Comme les personnes qui viennent nous voir possèdent un niveau trop fragile pour suivre une formation intensive et collective, nos cours se font toujours en binôme : un apprenant et un formateur en face à face. C’est important parce qu’il y a autant de formes d’illettrisme que d’illettrés. Cela va de la personne qui ne connaît pas bien l’alphabet à celle qui sait lire, mais qui ne comprend pas ce qu’elle déchiffre. Il faut savoir que 39 % des élèves de troisième dans le Val-d’Oise ne comprennent pas ce qu’ils lisent ! L’important est d’apporter une réponse adaptée à chacun. On est vraiment dans l’individualisation, d’autant plus essentielle que nous faisons face à des personnes abîmées par la vie.

Les apprenants viennent-ils naturellement chez vous ?

A. C. : Non. Notre principal enjeu est de les repérer et de les mettre suffisamment en confiance pour qu’ils acceptent de se faire aider. C’est un travail de fond. Il s’agit de personnes très fragilisées dans leur image d’eux-mêmes, persuadées qu’elles ne s’en sortiront jamais. Quand elles passent notre porte, nous prenons le temps d’un premier rendez-vous pour mieux les comprendre. Leur histoire compte autant que leur situation face à l’écriture ou au calcul. Ensuite seulement, on construit avec eux un contrat de formation. Et leur objectif devient le nôtre : ce peut être évoluer professionnellement, se former, accompagner un enfant dans sa scolarité… Parfois, quand ils ont atteint leur premier objectif, ils en visent un autre, qui les emmène encore plus loin.

 

Combien votre association compte-t-elle de personnes ?

A. C. : Nous sommes quatre permanents pour gérer l’ensemble, avec des renforts ponctuels. C’est énormément de travail. En plus de cela, nous comptons environ 120 bénévoles actifs, tous formés par nos soins. Ce sont essentiellement de jeunes retraités, mais nous avons aussi de plus en plus de personnes encore actives, qui proposent leurs services le week-end ou le soir. La transmission est quelque chose qui leur tient à cœur et ils s’engagent en ce sens. Nous leur demandons d’être disponibles au minimum deux heures par semaine, mais certains viennent tous les jours !
Cette année, nous avons aussi initié quelque chose de nouveau : du tutorat avec des salariés du Groupe ADP. Ils ont suivi certains de nos apprenants pour enrichir leur culture générale, leur ouverture au monde. Leurs échanges étaient plus informels qu’avec leurs formateurs, et tout le monde a apprécié l’expérience.

Quel dispositif avez-vous mis en place lors des Journées Nationales d’Action contre l’Illettrisme ?

A. C. : C’est une période très importante pour l’association.
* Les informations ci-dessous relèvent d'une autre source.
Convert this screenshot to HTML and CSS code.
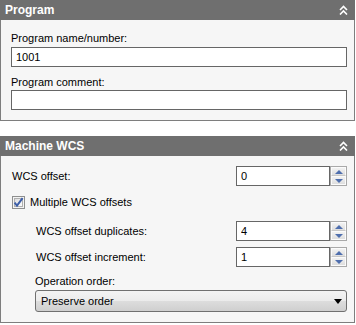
FILE: index.html
```html
<!DOCTYPE html>
<html lang="en">
<head>
  <meta charset="UTF-8">
  <title>Program settings</title>
  <link rel="stylesheet" href="styles.css">
</head>
<body>
  <div class="page">

    <div class="panel">
      <div class="panel-head">
        <span>Program</span>
        <svg class="collapse" width="9" height="10" viewBox="0 0 9 10"><path d="M1 5 L4.5 1.5 L8 5 M1 9.5 L4.5 6 L8 9.5" fill="none" stroke="#fff" stroke-width="1.6"/></svg>
      </div>
      <div class="panel-body">
        <div class="field-label first">Program name/number:</div>
        <input class="text-box" type="text" value="1001">
        <div class="field-label second">Program comment:</div>
        <input class="text-box" type="text" value="">
      </div>
    </div>

    <div class="panel">
      <div class="panel-head">
        <span>Machine WCS</span>
        <svg class="collapse" width="9" height="10" viewBox="0 0 9 10"><path d="M1 5 L4.5 1.5 L8 5 M1 9.5 L4.5 6 L8 9.5" fill="none" stroke="#fff" stroke-width="1.6"/></svg>
      </div>
      <div class="panel-body">
        <div class="row">
          <span>WCS offset:</span>
          <div class="spinner">
            <input type="text" value="0">
            <div class="spin-btns"><span class="spin up"></span><span class="spin down"></span></div>
          </div>
        </div>

        <div class="check-row">
          <svg class="checkbox" width="13" height="13" viewBox="0 0 13 13">
            <defs>
              <linearGradient id="cbg" x1="0" y1="0" x2="1" y2="1">
                <stop offset="0" stop-color="#d9dadc"/>
                <stop offset="1" stop-color="#ffffff"/>
              </linearGradient>
            </defs>
            <rect x="0.5" y="0.5" width="12" height="12" fill="#f4f4f4" stroke="#8e8f8f"/>
            <rect x="2.5" y="2.5" width="8" height="8" fill="url(#cbg)" stroke="#b0b0b0"/>
            <path d="M2.6 6.6 L5 9.6 L10.6 2.2" fill="none" stroke="#3c5ea8" stroke-width="2"/>
          </svg>
          <span>Multiple WCS offsets</span>
        </div>

        <div class="row indent dup">
          <span>WCS offset duplicates:</span>
          <div class="spinner">
            <input type="text" value="4">
            <div class="spin-btns"><span class="spin up"></span><span class="spin down"></span></div>
          </div>
        </div>

        <div class="row indent inc">
          <span>WCS offset increment:</span>
          <div class="spinner">
            <input type="text" value="1">
            <div class="spin-btns"><span class="spin up"></span><span class="spin down"></span></div>
          </div>
        </div>

        <div class="indent">
          <div class="field-label order">Operation order:</div>
          <div class="dropdown">
            <span>Preserve order</span>
            <span class="arrow"></span>
          </div>
        </div>
      </div>
    </div>

  </div>
</body>
</html>
```

FILE: styles.css
```css
body {
  margin: 0;
  font-family: "Liberation Sans", Arial, sans-serif;
  font-size: 11px;
  color: #000;
  background-color: #fff;
}
.page {
  display: flex;
  flex-direction: column;
  gap: 15px;
  width: 355px;
}
.panel-head {
  height: 20px;
  background-color: #6f6f6f;
  color: #fff;
  font-size: 12px;
  font-weight: bold;
  display: flex;
  align-items: center;
  justify-content: space-between;
  padding: 0 7px 0 5px;
}
.collapse {
  display: block;
}
.panel-body {
  background-color: #f6f6f6;
  border: 1px solid #7e7e7e;
  border-top: none;
  padding: 10px 7px 10px 10px;
}
.field-label {
  line-height: 14px;
}
.field-label.first {
  margin-top: 1px;
  margin-bottom: 2px;
}
.field-label.second {
  margin-top: 8px;
  margin-bottom: 1px;
}
.field-label.order {
  margin-top: 7px;
  margin-bottom: 2px;
}
.text-box {
  display: block;
  width: 100%;
  height: 20px;
  box-sizing: border-box;
  border: 1px solid #666;
  background-color: #fff;
  font-family: inherit;
  font-size: 11px;
  padding: 0 4px;
  margin: 0;
  outline: none;
}
.row {
  display: flex;
  align-items: center;
  justify-content: space-between;
  height: 20px;
  padding-left: 1px;
}
.indent {
  margin-left: 24px;
}
.row.dup {
  margin-top: 11px;
}
.row.inc {
  margin-top: 6px;
}
.spinner {
  display: flex;
  width: 111px;
  height: 20px;
}
.spinner input {
  width: 94px;
  height: 20px;
  box-sizing: border-box;
  border: 1px solid #666;
  background-color: #fff;
  font-family: inherit;
  font-size: 11px;
  padding: 0 4px;
  margin: 0;
  outline: none;
}
.spin-btns {
  width: 17px;
  height: 20px;
  box-sizing: border-box;
  border: 1px solid #a9a9a9;
  background-color: #e4e4e4;
  display: flex;
  flex-direction: column;
}
.spin {
  flex: 1;
  border: 1px solid #fbfbfb;
  background: linear-gradient(#f2f2f2, #dedede);
  display: flex;
  align-items: center;
  justify-content: center;
}
.spin.up {
  border-bottom-color: #c8c8c8;
}
.spin.up::after {
  content: "";
  border-left: 4px solid transparent;
  border-right: 4px solid transparent;
  border-bottom: 4px solid #4f6fae;
}
.spin.down::after {
  content: "";
  border-left: 4px solid transparent;
  border-right: 4px solid transparent;
  border-top: 4px solid #4f6fae;
}
.check-row {
  display: flex;
  align-items: center;
  gap: 5px;
  height: 16px;
  margin-top: 8px;
  padding-left: 1px;
}
.checkbox {
  display: block;
}
.dropdown {
  height: 22px;
  box-sizing: border-box;
  border: 1px solid #707070;
  border-radius: 3px;
  background: linear-gradient(#f3f3f3 0%, #ebebeb 50%, #dddddd 50%, #cfcfcf 100%);
  display: flex;
  align-items: center;
  justify-content: space-between;
  padding: 0 4px 0 5px;
}
.dropdown .arrow {
  border-left: 4px solid transparent;
  border-right: 4px solid transparent;
  border-top: 5px solid #000;
}
```
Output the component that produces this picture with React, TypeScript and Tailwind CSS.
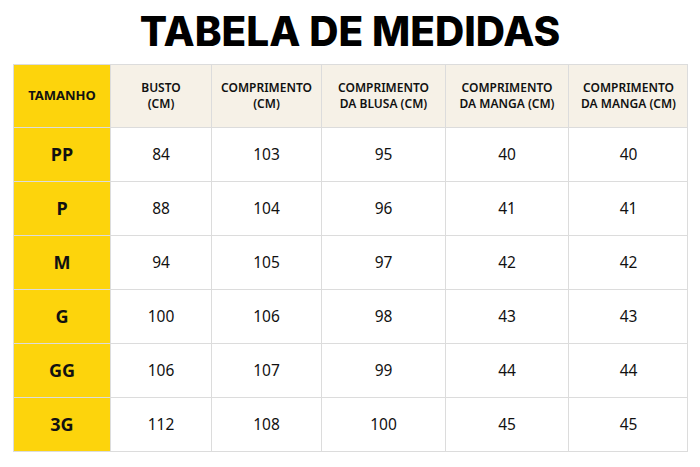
const headers = [
  ["BUSTO", "(CM)"],
  ["COMPRIMENTO", "(CM)"],
  ["COMPRIMENTO", "DA BLUSA (CM)"],
  ["COMPRIMENTO", "DA MANGA (CM)"],
  ["COMPRIMENTO", "DA MANGA (CM)"],
];

const rows: [string, number[]][] = [
  ["PP", [84, 103, 95, 40, 40]],
  ["P", [88, 104, 96, 41, 41]],
  ["M", [94, 105, 97, 42, 42]],
  ["G", [100, 106, 98, 43, 43]],
  ["GG", [106, 107, 99, 44, 44]],
  ["3G", [112, 108, 100, 45, 45]],
];

const cols = "grid-cols-[96px_101px_110px_124px_123px_120px]";

export default function App() {
  return (
    <div className="w-[700px] h-[467px] bg-white font-['Noto_Sans',sans-serif] text-[#111]">
      <h1 className="pt-[8px] h-[64px] text-center font-['Inter',sans-serif] font-extrabold text-[40.5px] leading-[48px] text-black">
        TABELA DE MEDIDAS
      </h1>
      <div className="ml-[13px] w-[675px] border border-[#dcdcdc]">
        <div className={`grid ${cols} h-[62px] bg-[#f6f1e7]`}>
          <div className="flex items-center justify-center bg-[#fdd40c] text-[13px] font-bold">
            TAMANHO
          </div>
          {headers.map((h, i) => (
            <div
              key={i}
              className="flex flex-col items-center justify-center border-l border-[#dcdcdc] text-[12px] font-semibold leading-[16px] text-center"
            >
              <span>{h[0]}</span>
              <span>{h[1]}</span>
            </div>
          ))}
        </div>
        {rows.map(([size, vals]) => (
          <div key={size} className={`grid ${cols} h-[54px] border-t border-[#dcdcdc]`}>
            <div className="flex items-center justify-center bg-[#fdd40c] text-[18px] font-bold">
              {size}
            </div>
            {vals.map((v, i) => (
              <div
                key={i}
                className="flex items-center justify-center border-l border-[#dcdcdc] text-[15.5px]"
              >
                {v}
              </div>
            ))}
          </div>
        ))}
      </div>
    </div>
  );
}
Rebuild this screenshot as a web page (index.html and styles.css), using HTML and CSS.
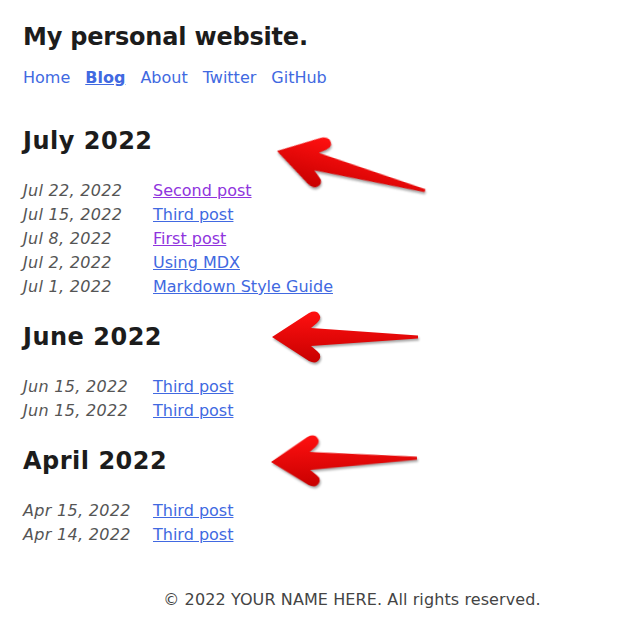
FILE: index.html
```html
<!DOCTYPE html>
<html lang="en">
<head>
<meta charset="utf-8">
<title>My personal website.</title>
<link rel="stylesheet" href="styles.css">
</head>
<body>
<div class="page">
  <header class="site-header">
    <h1 class="site-title">My personal website.</h1>
    <nav class="nav">
      <a class="nav-link" href="#">Home</a>
      <a class="nav-link active" href="#">Blog</a>
      <a class="nav-link" href="#">About</a>
      <a class="nav-link" href="#">Twitter</a>
      <a class="nav-link" href="#">GitHub</a>
    </nav>
  </header>
  <main class="archive">
    <section class="month">
      <h2 class="month-title">July 2022</h2>
      <ul class="posts">
        <li class="post"><span class="date">Jul 22, 2022</span><a class="post-link visited" href="#">Second post</a></li>
        <li class="post"><span class="date">Jul 15, 2022</span><a class="post-link" href="#">Third post</a></li>
        <li class="post"><span class="date">Jul 8, 2022</span><a class="post-link visited" href="#">First post</a></li>
        <li class="post"><span class="date">Jul 2, 2022</span><a class="post-link" href="#">Using MDX</a></li>
        <li class="post"><span class="date">Jul 1, 2022</span><a class="post-link" href="#">Markdown Style Guide</a></li>
      </ul>
    </section>
    <section class="month">
      <h2 class="month-title">June 2022</h2>
      <ul class="posts">
        <li class="post"><span class="date">Jun 15, 2022</span><a class="post-link" href="#">Third post</a></li>
        <li class="post"><span class="date">Jun 15, 2022</span><a class="post-link" href="#">Third post</a></li>
      </ul>
    </section>
    <section class="month">
      <h2 class="month-title">April 2022</h2>
      <ul class="posts">
        <li class="post"><span class="date">Apr 15, 2022</span><a class="post-link" href="#">Third post</a></li>
        <li class="post"><span class="date">Apr 14, 2022</span><a class="post-link" href="#">Third post</a></li>
      </ul>
    </section>
  </main>
  <footer class="site-footer">© 2022 YOUR NAME HERE. All rights reserved.</footer>

  <svg class="annotations" width="622" height="630" viewBox="0 0 622 630" aria-hidden="true">
    <defs>
      <linearGradient id="red" x1="0" y1="0" x2="0" y2="1">
        <stop offset="0" stop-color="#ff1010"/>
        <stop offset="1" stop-color="#c80000"/>
      </linearGradient>
      <path id="arrow" d="M0,0 L37,-24 Q45,-28 48,-21 Q49,-17 45,-14 L39,-9 L146,-1.5 L146,1.5 L39,9 L45,14 Q49,17 48,21 Q45,28 37,24 Z"/>
    </defs>
    <g class="arrow" transform="translate(277,151) rotate(15) scale(1.05,1)"><use href="#arrow" fill="url(#red)"/></g>
    <g class="arrow" transform="translate(272,337)"><use href="#arrow" fill="url(#red)"/></g>
    <g class="arrow" transform="translate(271,462) rotate(-1.5)"><use href="#arrow" fill="url(#red)"/></g>
  </svg>
</div>
</body>
</html>
```

FILE: styles.css
```css
html, body {
  margin: 0;
  padding: 0;
  background: #ffffff;
}

body {
  font-family: "DejaVu Sans", Verdana, sans-serif;
  font-size: 16px;
  line-height: 24px;
  color: #222222;
}

.page {
  position: relative;
  width: 622px;
  min-height: 630px;
  padding: 23px 23px 0;
  box-sizing: border-box;
}

.site-title {
  margin: 0;
  font-size: 24px;
  line-height: 28px;
  font-weight: bold;
  letter-spacing: -0.2px;
  color: #1c1c1c;
}

.nav {
  display: flex;
  gap: 15px;
  margin-top: 15px;
}

.nav-link {
  color: #4169e1;
  text-decoration: none;
}

.nav-link.active {
  font-weight: bold;
  text-decoration: underline;
}

.archive {
  display: flex;
  flex-direction: column;
  gap: 24px;
  margin-top: 37px;
}

.month {
  display: flex;
  flex-direction: column;
  gap: 24px;
}

.month-title {
  margin: 0;
  font-size: 24px;
  line-height: 28px;
  font-weight: bold;
  letter-spacing: 0.5px;
  color: #1c1c1c;
}

.posts {
  list-style: none;
  margin: 0;
  padding: 0;
}

.post {
  display: flex;
}

.date {
  width: 130px;
  flex: none;
  font-style: italic;
  letter-spacing: 0.3px;
  color: #555555;
}

.post-link {
  color: #4169e1;
  text-decoration: underline;
}

.post-link.visited {
  color: #8f34dd;
}

.site-footer {
  margin-top: 41px;
  padding-left: 82px;
  text-align: center;
  letter-spacing: 0.1px;
  color: #444444;
}

.annotations {
  position: absolute;
  top: 0;
  left: 0;
  pointer-events: none;
}

.arrow {
  filter: drop-shadow(1px 2px 1px rgba(0, 0, 0, 0.35));
}
```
Nous participons à de nombreux forums sur notre territoire d’action pour aller à la rencontre de nos futurs bénévoles. Plus ils sont nombreux, plus nous pouvons accompagner de personnes. Nous allons aussi mener plusieurs actions : des journées auprès de Pôle Emploi pour sensibiliser les entreprises et changer leur regard, un ciné-débat sur l’illettrisme, des actions en médiathèque, des portes ouvertes dans nos nouveaux locaux… C’est un peu une semaine marathon.
D’autant que l’édition 2021 des JNAI est spéciale pour CLE. Deux de nos apprenants, Solène et Vincent, ont été pris en photo pour la campagne nationale d’affichage des Journées Nationales d’Actions contre l’Illettrisme. C’est une grande fierté pour eux de montrer combien ils ont avancé dans leur parcours.

 

D’autant que l’édition 2021 des JNAI est spéciale pour CLE. Deux de nos apprenants, Solène et Vincent, ont été pris en photo pour la campagne nationale d’affichage des Journées Nationales d’Actions contre l’Illettrisme. C’est une grande fierté pour eux de montrer combien ils ont avancé dans leur parcours.

Audrey Colnat

Directrice de l’association CLE

Comment se manifeste le soutien de la fondation du Groupe ADP pour votre action ?

A. C. : Nous avons une convention sur trois ans. Cela a permis de financer une partie de notre CLE-mobile. C’est un utilitaire aménagé en deux bureaux, à la fois pour recevoir des apprenants et pour effectuer des accompagnements d’aide à la rédaction, à la manière d’un service d’écrivain public itinérant. Ce camion nous permet d’aller à la rencontre des populations dans les quartiers prioritaires. Le camion revient de semaine en semaine aux mêmes endroits, ce qui aide pour que la confiance s’installe progressivement. Souvent, d’ailleurs, les premières rencontres portent sur des sujets totalement anodins, en dehors du sujet de nos formations. Et puis ils finissent par accepter de dévoiler leurs parcours, leurs difficultés… et on peut enfin commencer à les accompagner.